At last month’s meeting, outraged parents demanded the meetings be closed after local blogger Dan Cavanagh reported on their children’s Halloween rampage on Gerritsen Avenue, where a city bus, several cars, and passersby were ambushed by egg and potatoes.

“Cavanagh’s unscrewing the community,” said Renee Cullen at the meeting. “He makes the community look like garbage. He has all of us arguing with each other, and he just sits behind a computer screen and laughs at us.”

It was that attitude that led to this months lock out.

But the move didn’t sit well with association president George Broadhead, who said he couldn’t attend the meeting because he had a previous engagement, but who nonetheless was against the restriction.

“I’m all for transparency,” Broadhead told this paper. “But there is an executive board and it was their decision to close the meeting to members only. They’re within their rights.”

On paper, perhaps: because the group, which dates back to 1922, has never received public funding, it can legally close their meetings to the public. In fact at one time residents had to show membership cards before being allowed entry.

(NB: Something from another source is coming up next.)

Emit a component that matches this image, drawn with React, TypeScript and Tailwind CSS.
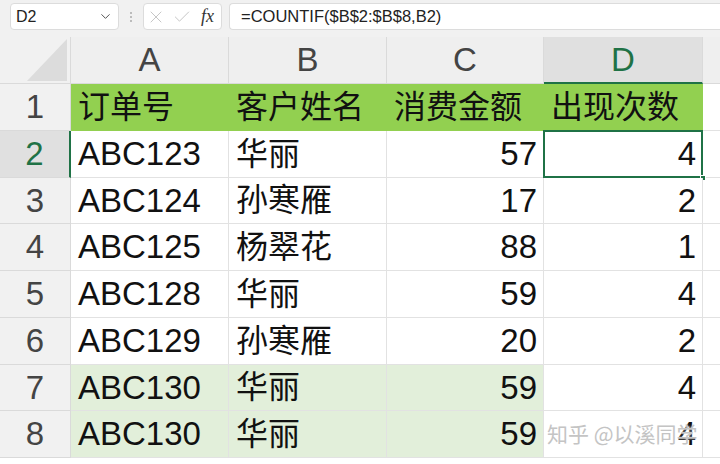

But meetings have been open to the public for at least the last decade — ever since the group began asking elected officials and the NYPD to attend so they can discuss issues of concern in the community.

Last week, the Association took a draconian approach to their invite list: the executive board wanted to lock out everyone who wasn’t consider an ‘A’ member, or a homeowner. The Association considers Gerritsen Beach residents who rent ‘B’ members.

Yet according to Gerritsenbeach.net — the blog who’s posts about the neighborhood prompted the Association to circle their wagons — the board ultimately opened the meeting to all members.

Gerritsenbeach.net was not allowed inside, noted Cavanagh, even though he’s a resident.

“Groups like this should do their business in public unless there is a compelling reason not to,” Cavanagh wrote in his post. “And an inability to be open when people are watching is no such reason.”

Speaking anonymously, a person claiming to be a member of the Gerritsen Beach Property Owner’s Association member said he expects the meetings will be open to the public in the near future.

“Many of the residents want to keep things to themselves, but they have to realize that with all the information that’s on the Internet, it’s impossible to do that.”

Besides, a meeting just isn’t a meeting without a visit from Councilman Lew Fidler!

“I don’t know if [keeping the meetings closed to the public] is a permanent policy change … at least I hope its not,” Fidler (D-Marine Park) said. “When you close your meeting room and say you don’t want videotaping inside, it means you say one thing in public and another in private.”